Please note this pattern will be negated if the price breaks the high of the pin bar candle.




Other Important Candlestick Patterns


The above six candlestick patterns are powerful, and they occur very often in all the timeframes. A trader should try to locate these patterns on as many charts as possible to be in a better situation to use them in a live market.


Apart from these six candlestick patterns, there are a few more candlestick patterns that help understand the movement of the price. They are mentioned below:


Doji Pattern


In a Doji pattern, the open and close prices will be equal for the selected time period. It is a neutral pattern that indicates indecision.


Image 12 – Doji Candlestick Pattern (Gravestone, Normal, and Dragonfly)

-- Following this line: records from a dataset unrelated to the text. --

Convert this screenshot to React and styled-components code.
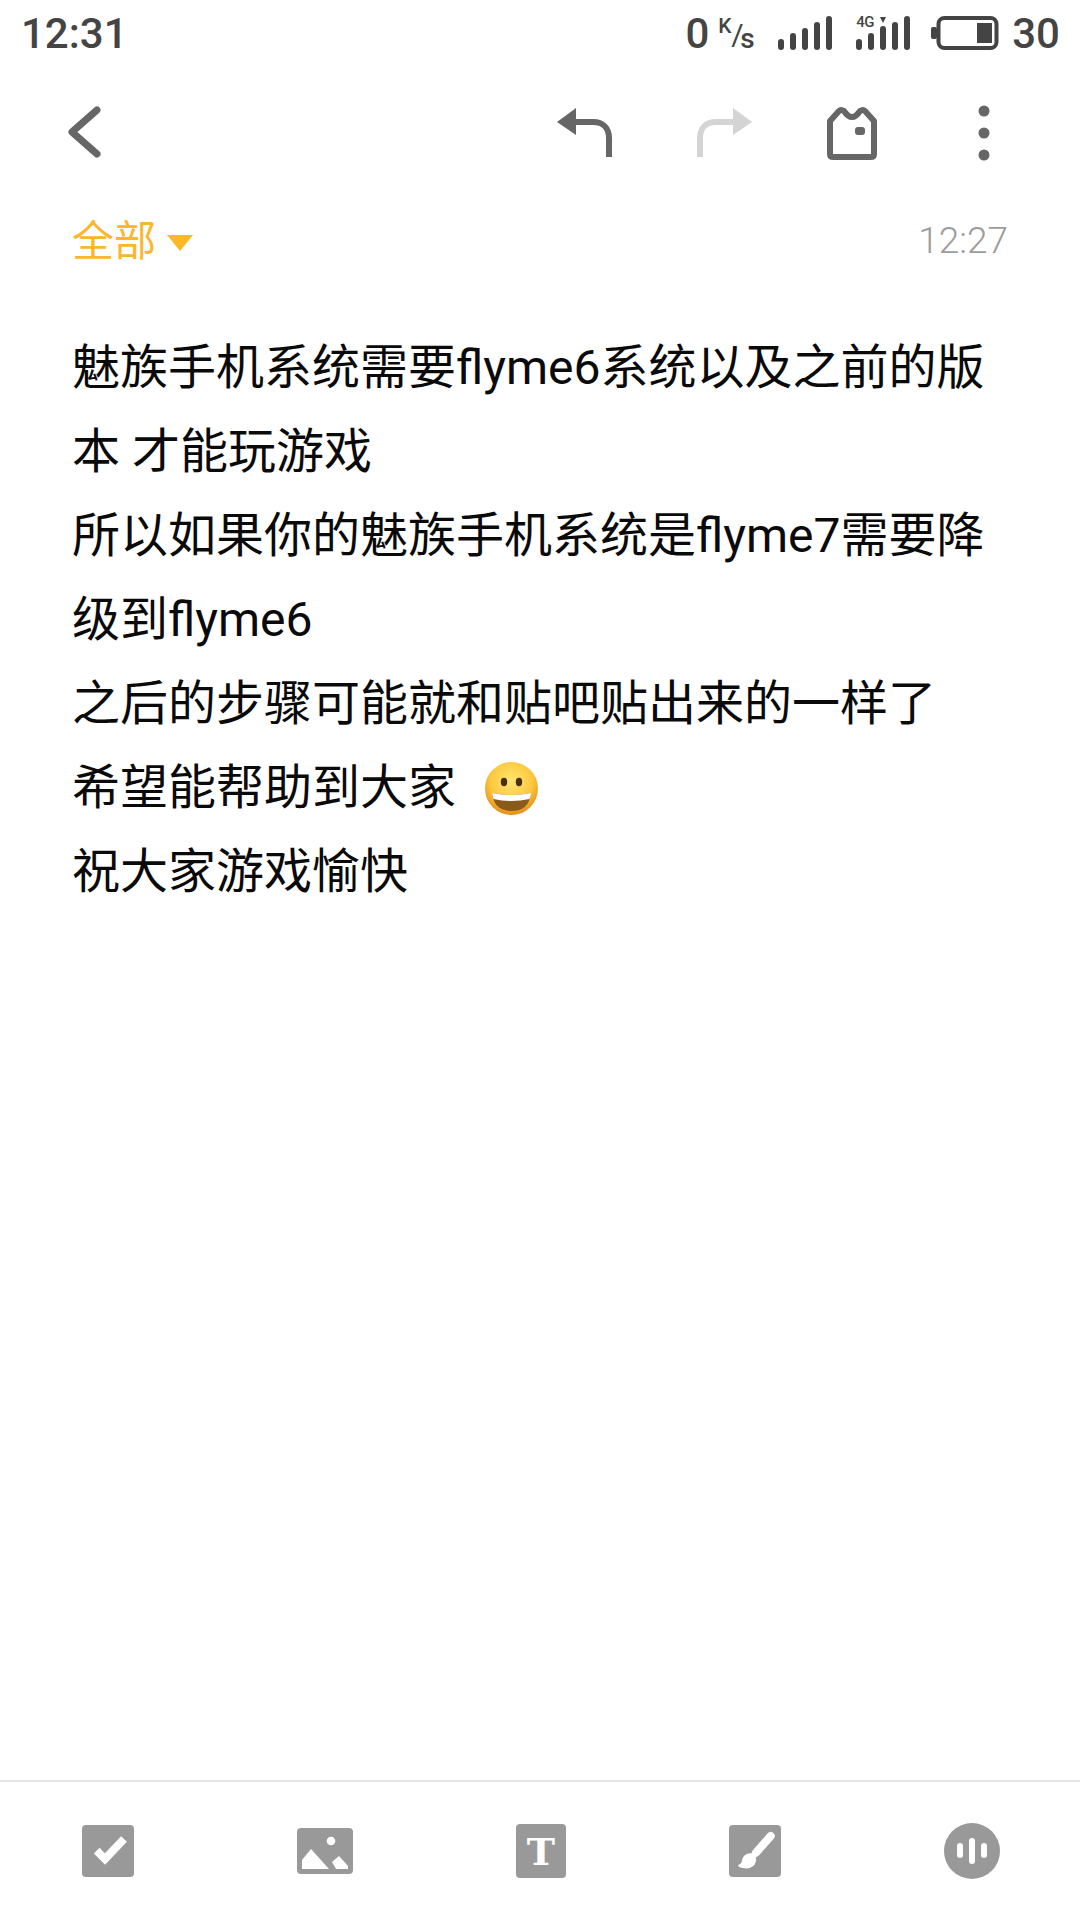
import React from 'react';
import styled, { createGlobalStyle } from 'styled-components';

const GlobalStyle = createGlobalStyle`
  html, body {
    margin: 0;
    padding: 0;
    background: #fff;
  }
`;

const Page = styled.div`
  width: 1080px;
  height: 1920px;
  display: flex;
  flex-direction: column;
  background: #fff;
  font-family: "Noto Sans CJK SC", "Noto Sans", sans-serif;
  overflow: hidden;
`;

const StatusBar = styled.div`
  height: 66px;
  display: flex;
  align-items: center;
  justify-content: space-between;
  padding: 0 20px 0 21px;
  color: #444;
  font-family: Roboto, sans-serif;
  font-weight: 500;
  font-size: 42px;
`;

const StatusRight = styled.div`
  display: flex;
  align-items: center;
  gap: 24px;
`;

const NetSpeed = styled.div`
  display: flex;
  align-items: center;
  gap: 9px;
`;

const SpeedUnit = styled.div`
  position: relative;
  width: 36px;
  height: 34px;
`;

const UnitPart = styled.span`
  position: absolute;
  left: ${(p) => p.$left}px;
  top: ${(p) => p.$top}px;
  font-size: ${(p) => p.$size}px;
  line-height: 1;
  font-weight: ${(p) => p.$weight || 500};
`;

const SignalBox = styled.div`
  position: relative;
  width: 54px;
  height: 34px;
`;

const NetworkLabel = styled.span`
  position: absolute;
  left: 0;
  top: -1px;
  font-size: 15px;
  line-height: 15px;
  letter-spacing: -0.5px;
`;

const BatteryGroup = styled.div`
  display: flex;
  align-items: center;
  gap: 13px;
  margin-left: -3px;
`;

const Toolbar = styled.div`
  height: 134px;
  display: flex;
  align-items: center;
  padding-left: 67px;
`;

const ToolIcon = styled.svg`
  display: block;
  flex: none;
  margin-left: ${(p) => p.$left || 0}px;
  transform: ${(p) => (p.$flip ? 'scaleX(-1)' : 'none')};
`;

const MetaRow = styled.div`
  height: 80px;
  display: flex;
  align-items: center;
  justify-content: space-between;
  padding: 0 72px;
`;

const Folder = styled.div`
  display: flex;
  align-items: center;
  gap: 11px;
  color: #fbb62e;
  font-size: 42px;
  line-height: 1;
  margin-bottom: 4px;
`;

const FolderCaret = styled.span`
  width: 0;
  height: 0;
  border-left: 13px solid transparent;
  border-right: 13px solid transparent;
  border-top: 16px solid #fdb827;
  margin-top: 10px;
`;

const MailTime = styled.div`
  color: #9c9c9c;
  font-family: Roboto, sans-serif;
  font-weight: 300;
  font-size: 37px;
`;

const Body = styled.div`
  flex: 1;
  padding: 46px 72px 0;
  color: #0a0a0a;
  font-family: Roboto, "Noto Sans CJK SC", sans-serif;
  font-size: 48px;
  line-height: 84px;
`;

const Line = styled.div`
  height: 84px;
  white-space: pre;
  display: flex;
  align-items: center;
`;

const Emoji = styled.svg`
  display: block;
  margin: 0 0 0 29px;
`;

const BottomBar = styled.div`
  height: 138px;
  border-top: 2px solid #e6e6e6;
  display: flex;
  align-items: center;
  justify-content: space-between;
  padding: 0 80px 0 82px;
`;

const Signal = () => (
  <svg width="54" height="34" viewBox="0 0 54 34" fill="#444" style={{ display: 'block' }}>
    {[23, 17, 12, 6, 0].map((top, i) => (
      <rect key={top} x={i * 12} y={top} width="6" height={34 - top} rx="3" />
    ))}
  </svg>
);

const Signal4G = () => (
  <SignalBox>
    <NetworkLabel>4G</NetworkLabel>
    <svg width="54" height="34" viewBox="0 0 54 34" fill="#444" style={{ display: 'block' }}>
      <polygon points="24,1 30,1 27,7" />
      <rect x="0" y="23" width="6" height="11" rx="3" />
      <rect x="12" y="17" width="6" height="17" rx="3" />
      <rect x="24" y="10" width="6" height="24" rx="3" />
      <rect x="36" y="6" width="6" height="28" rx="3" />
      <rect x="48" y="0" width="6" height="34" rx="3" />
    </svg>
  </SignalBox>
);

const Battery = () => (
  <svg width="68" height="34" viewBox="0 0 68 34" style={{ display: 'block' }}>
    <rect x="0" y="11" width="6" height="12" rx="2" fill="#444" />
    <rect x="7.5" y="2" width="58" height="30" rx="6" fill="none" stroke="#444" strokeWidth="4" />
    <rect x="46" y="7" width="15" height="20" fill="#444" />
  </svg>
);

const ReplyArrow = ({ color, flip, left }) => (
  <ToolIcon $flip={flip} $left={left} width="60" height="54" viewBox="0 0 60 54">
    <polygon points="2,16 21,2 21,29" fill={color} />
    <path d="M20 16 H38 C48 16 54 22 54 32 V51" fill="none" stroke={color} strokeWidth="6" />
  </ToolIcon>
);

const SmileEmoji = () => (
  <Emoji width="53" height="53" viewBox="0 0 53 53">
    <defs>
      <radialGradient id="face" cx="50%" cy="36%" r="66%">
        <stop offset="0%" stopColor="#ffe672" />
        <stop offset="60%" stopColor="#fcc83f" />
        <stop offset="100%" stopColor="#e28a16" />
      </radialGradient>
    </defs>
    <circle cx="26.5" cy="26.5" r="26.5" fill="url(#face)" />
    <ellipse cx="19" cy="20" rx="3.2" ry="4.2" fill="#4a2f0c" />
    <ellipse cx="34" cy="20" rx="3.2" ry="4.2" fill="#4a2f0c" />
    <path d="M7 31 Q26.5 35 46 31 Q44 49 26.5 49 Q9 49 7 31Z" fill="#8a5a1a" />
    <path d="M7 31 Q26.5 35 46 31 Q46 34 44.5 37 Q26.5 41 8.5 37 Q7.5 34 7 31Z" fill="#fff" />
  </Emoji>
);

const lines = [
  '魅族手机系统需要flyme6系统以及之前的版',
  '本 才能玩游戏',
  '所以如果你的魅族手机系统是flyme7需要降',
  '级到flyme6',
  '之后的步骤可能就和贴吧贴出来的一样了',
];

export default function App() {
  return (
    <Page>
      <GlobalStyle />
      <StatusBar>
        <span>12:31</span>
        <StatusRight>
          <NetSpeed>
            <span>0</span>
            <SpeedUnit>
              <UnitPart $left={0} $top={0} $size={21}>K</UnitPart>
              <UnitPart $left={13} $top={4} $size={30} $weight={400}>/</UnitPart>
              <UnitPart $left={22} $top={9} $size={28}>s</UnitPart>
            </SpeedUnit>
          </NetSpeed>
          <Signal />
          <Signal4G />
          <BatteryGroup>
            <Battery />
            <span>30</span>
          </BatteryGroup>
        </StatusRight>
      </StatusBar>

      <Toolbar>
        <ToolIcon width="36" height="54" viewBox="0 0 36 54">
          <polyline points="30,4 5,26 30,48" fill="none" stroke="#666" strokeWidth="7" strokeLinecap="round" strokeLinejoin="round" />
        </ToolIcon>
        <ReplyArrow color="#666" left={452} />
        <ReplyArrow color="#d4d4d4" flip left={79} />
        <ToolIcon $left={73} width="50" height="54" viewBox="0 0 50 54">
          <path d="M3 15 L12 5 Q14 3 17 5 Q25 17 33 5 Q36 3 38 5 L47 15 V48 Q47 51 44 51 H6 Q3 51 3 48 Z" fill="none" stroke="#666" strokeWidth="6" strokeLinejoin="round" />
          <rect x="28" y="21" width="10" height="8" rx="3" fill="#666" />
        </ToolIcon>
        <ToolIcon $left={101} width="12" height="56" viewBox="0 0 12 56" fill="#666">
          <circle cx="6" cy="6" r="5.5" />
          <circle cx="6" cy="28" r="5.5" />
          <circle cx="6" cy="50" r="5.5" />
        </ToolIcon>
      </Toolbar>

      <MetaRow>
        <Folder>
          全部
          <FolderCaret />
        </Folder>
        <MailTime>12:27</MailTime>
      </MetaRow>

      <Body>
        {lines.map((text) => (
          <Line key={text}>{text}</Line>
        ))}
        <Line>
          希望能帮助到大家
          <SmileEmoji />
        </Line>
        <Line>祝大家游戏愉快</Line>
      </Body>

      <BottomBar>
        <ToolIcon width="52" height="52" viewBox="0 0 52 52">
          <rect width="52" height="52" rx="4" fill="#999" />
          <polyline points="14.7,25.7 23,34 42,14" fill="none" stroke="#fff" strokeWidth="8" />
        </ToolIcon>
        <ToolIcon width="56" height="46" viewBox="0 0 56 46">
          <rect width="56" height="46" rx="4" fill="#999" />
          <circle cx="34" cy="13" r="4.3" fill="#fff" />
          <polygon points="5,41 5,32 14,21 32,41" fill="#fff" />
          <polygon points="35,34 42,28 51,38 51,41 39,41" fill="#fff" />
        </ToolIcon>
        <ToolIcon width="50" height="54" viewBox="0 0 50 54">
          <rect width="50" height="54" rx="4" fill="#999" />
          <text x="25" y="41" textAnchor="middle" fontFamily="'DejaVu Serif', serif" fontWeight="700" fontSize="38" fill="#fff">T</text>
        </ToolIcon>
        <ToolIcon width="52" height="52" viewBox="0 0 52 52">
          <rect width="52" height="52" rx="4" fill="#999" />
          <line x1="41.7" y1="11" x2="27" y2="27.7" stroke="#fff" strokeWidth="8" strokeLinecap="round" />
          <path d="M22 28 Q30 31 26 39 Q21 46 10 42 L9 40 Q13 39 13 35 Q14 29 22 28Z" fill="#fff" />
        </ToolIcon>
        <ToolIcon width="56" height="56" viewBox="0 0 56 56">
          <circle cx="28" cy="28" r="28" fill="#999" />
          <rect x="13" y="20" width="6" height="15" rx="3" fill="#fff" />
          <rect x="25" y="15" width="6" height="26" rx="3" fill="#fff" />
          <rect x="37" y="20" width="6" height="15" rx="3" fill="#fff" />
        </ToolIcon>
      </BottomBar>
    </Page>
  );
}
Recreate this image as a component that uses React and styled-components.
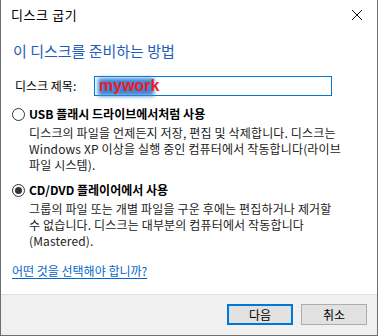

The above image shows different variations of Doji. In all three types, the price closed at the open level. However, based on the location of open/close, it is possible to identify the sentiment behind it.


In Gravestone Doji, the open & price level will be at the bottom. This indicates that buyers made an attempt to push the price upside in this time period, but they lack the power to drive the price upside. Hence, it is closed at the same open level. We can expect only a downside move until the price negates this pattern.


In Dragonfly Doji, the situation is precisely the opposite. In this case, sellers tried to push the price downside, but they failed, and hence price closed at the top.


Therefore, we can expect only an upside move until the price negates this pattern.

In Normal Doji (also called Long Legged Doji), there is not much clarity in the price.


Besides, it also indicates the equal fight between buyers and sellers. Hence, it shows perfect indecision. It’s always better to wait for the next candle completion if we get a normal doji.



Morning Star Pattern


A morning star pattern consists of three candlesticks which occur in a downtrend and often indicate the beginning of the uptrend.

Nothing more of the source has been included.